Rachel Howard: L’appel du Vide

A new exhibition of work by Rachel Howard is on display at Blain|Southern New York. Running until 2 November, the exhibition is Howard’s first at the New York gallery and features recent paintings, sculptures and works on paper. 

L’appel du Vide (The Call of the Void) considers the phenomenon of curiosity and temptation. Thorugh the works in the exhibition, Howard contemplates the powerful impulse, part of the human condition, to venture into the unknown - the often self destructive but enlightening compulsion to leave comfort zones and dive into the unfamiliar.

Control and chaos have long held an interest for Howard, as does the connectedness of physical gesture, material interactions and mental health. The artist’s investigations into these tensions and connections are played out in energetic, physical, visceral ways and evidenced through material traces. 

Sisters and Daughters, 2019, installation

In installation work Sisters and Daughters (2018-19), 37 hazel sticks stand tall, adorned with feathers, flowers and bones. The tensions between order and chaos are embodied by the sticks, which could be weapons or supports; the intention behind the adornment is left ambiguous. Elsewhere in a series of five large scale paintings, Howard pushes crimson paint through delicate lace, replicating intricate patterns on canvas.
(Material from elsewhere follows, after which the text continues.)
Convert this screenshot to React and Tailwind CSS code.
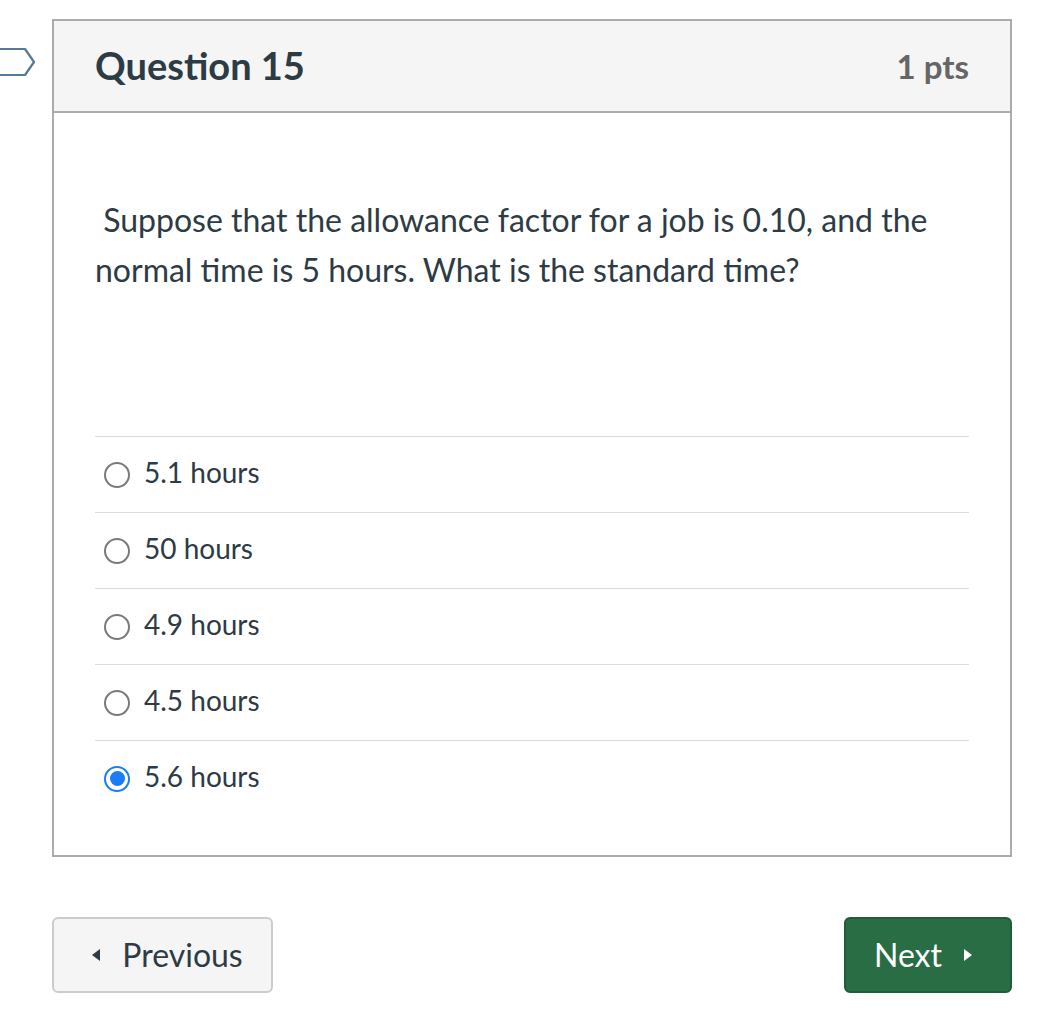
import React from "react";

const answers = ["5.1 hours", "50 hours", "4.9 hours", "4.5 hours", "5.6 hours"];

function Radio({ checked }) {
  if (checked) {
    return (
      <span className="flex h-[26px] w-[26px] shrink-0 items-center justify-center rounded-full border-[2.5px] border-[#1b7cf5] bg-white">
        <span className="h-[15px] w-[15px] rounded-full bg-[#1b7cf5]" />
      </span>
    );
  }
  return <span className="h-[26px] w-[26px] shrink-0 rounded-full border-2 border-[#7a7a7a] bg-white" />;
}

export default function App() {
  return (
    <div className="min-h-[1020px] w-[1038px] bg-white text-[#2d3b45]" style={{ fontFamily: "Lato, 'Open Sans', sans-serif" }}>
      <div className="flex pt-[19px]">
        <div className="w-[52px] shrink-0 pt-[28px]">
          <svg width="40" height="32" viewBox="0 0 40 32" className="block">
            <path d="M-4 2 H25 L34 15 L25 28 H-4" fill="none" stroke="#56789a" strokeWidth="2.2" strokeLinejoin="round" />
          </svg>
        </div>
        <div className="w-[960px] border-2 border-[#ababab]">
          <div className="flex h-[92px] items-center justify-between border-b-2 border-[#ababab] bg-[#f5f5f5] px-[41px]">
            <span className="pb-[2px] text-[38px] font-bold leading-none">Question 15</span>
            <span className="text-[33px] font-bold leading-none text-[#666]">1 pts</span>
          </div>
          <div className="px-[41px] pb-[39px] pt-[82px]">
            <p className="text-[32px] leading-[50px]">&nbsp;Suppose that the allowance factor for a job is 0.10, and the normal time is 5 hours. What is the standard time?</p>
            <div className="mt-[141px]">
              {answers.map((a, i) => (
                <div key={a} className="flex h-[76px] items-center gap-[14px] border-t border-[#dcdcdc] pl-[9px]">
                  <Radio checked={i === 4} />
                  <span className="pb-[5px] text-[28px] leading-none">{a}</span>
                </div>
              ))}
            </div>
          </div>
        </div>
      </div>
      <div className="ml-[52px] mt-[60px] flex w-[960px] justify-between">
        <button className="flex h-[76px] w-[221px] items-center justify-center gap-[22px] rounded-[6px] border-2 border-[#c7cdd1] bg-[#f5f5f5] pl-[10px] text-[32px] text-[#2d3b45]">
          <svg width="8" height="12" viewBox="0 0 8 12"><path d="M8 0 L0 6 L8 12 Z" fill="#2d3b45" /></svg>
          <span>Previous</span>
        </button>
        <button className="flex h-[76px] w-[168px] items-center justify-center gap-[22px] rounded-[6px] border-2 border-[#1f5c37] bg-[#286d43] pr-[10px] text-[32px] text-white">
          <span>Next</span>
          <svg width="8" height="12" viewBox="0 0 8 12"><path d="M0 0 L8 6 L0 12 Z" fill="#ffffff" /></svg>
        </button>
      </div>
    </div>
  );
}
The lace is applied again and again, its paint-soaked patterns accumulating in layers on the surface and leaving traces of the artist’s gesture along with the paint. Howard’s process leaves room for the material qualities of the paint to consume the fragile order suggested by the lace. At times the intricate lace is finely defined; at other times it is completely obliterated, swamped in red. 

I’ve always liked to explore the edges of things. I’m fascinated by madness and what exactly that is, either how society defines it or how it can manifest itself, how we’re all a hair’s breadth away from the “edge”, how one day can be fine and the next so unsettling and warped. I enjoy playing with contradictions: confusion, clarity, reason, unreason, entropy and order, for example. In my large “red” painting, I use vast swathes of patterned nets, which act as massive paint brushes I can sweep round or across the canvas. The pattern acts as an ordered calm in places, only to be blurred and obliterated in others. The eye seeks again for solace in the ordered areas, then is pushed and pulled round and back and forth in the pictorial plain. It’s a way to imply disorder and uncertainty without being too explicit, I hope.” - Rachel Howard, Studio International, 2019.

Missive to the Mad, 2019. Oil and acrylic on canvas.

The imprints of definition and obliteration are also evident in other works in the exhibition. The works on paper on display are figurative ink drawings created using a wet-on-wet method. Marks and lines blend into paper and water; the resulting fluid drawings are manifestations of emotional expression. Missive to the Sad and Missive to the Mad, two 2019 paintings through which Howard experiments with oil paint and solvent. Different ratios of oil paint to solvent are applied to a canvas grid structure; past a certain concentration the solvent dissolves the paint, and in turn the grid. The artist also turned the canvas as part of the making process to further disrupt the grid, extending it into new planes.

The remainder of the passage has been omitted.